FEEDBACK Regarding the woman who was “ghosted” by an online dater after they had sex several times, and says she’s lost trust in all men (March 26):
Reader – “She’s 31 and should know better. She needs to protect herself. The red flag was, “We were both frustrated,” not we were both madly in love. He was showing her he was looking for fun and sex.
“Though some men lie about love, lying about family is harder if she meets them (even over Zoom). So, if she wants a husband, she needs a man who’s crazy in love with her. Then he’ll introduce her to his parents, siblings, friends, everyone.
“By the time I was 31, I was determined to be madly in love with anyone I met and hopefully have him feel that way.... many dates ended nowhere. But I kept my standards high!
“Why waste your time not looking for a good man to marry?!”
Reader’s Commentary Regarding the current mother’s dilemma between working and “Mothering:”

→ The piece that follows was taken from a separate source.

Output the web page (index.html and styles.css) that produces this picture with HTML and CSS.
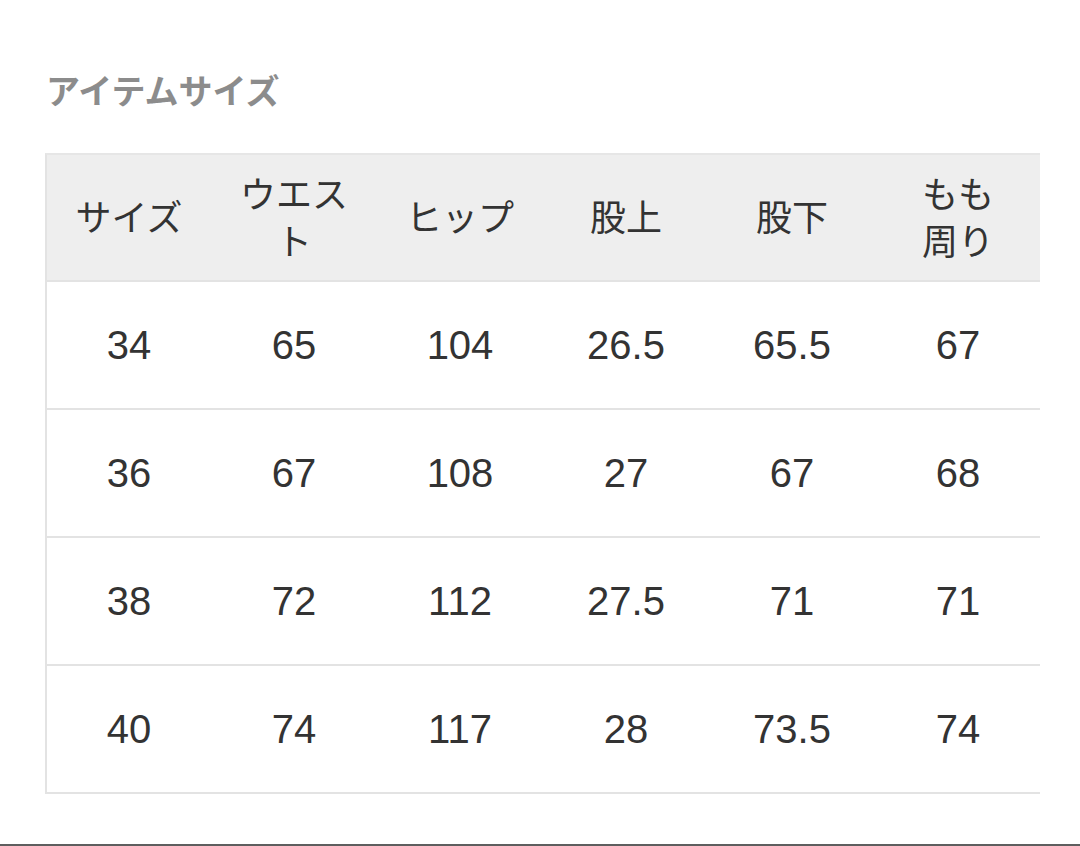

“Being a Mother or a Careerist is draining for the female who’s a human dichotomy - 50% mother plus 50% careerist requiring 100% of her energy.
“My wife, a retired teacher, found the classroom dynamic of kids has redeemed her declaration that staying home was valued most “to not miss anything.”
“Is there a remedy for female family-angst? Only if she focuses on respecting her Mother Love which is unique.
“What creates the happy female? Happy wife = happy life husbands are reminded.”
Ellie - The majority of women don’t have many choices. Depending on where they grew up, their education, any racialized circumstances, other social/housing inequities and the times (e.g., now), survival largely determines whether they must be sole, equal or part-time earners.
Motherhood as unpaid work, may then be a joy, or a constant pressure for needing more time and energy.
Tip of the day:
A renewed loving and respectful relationship definitely deserves a second chance!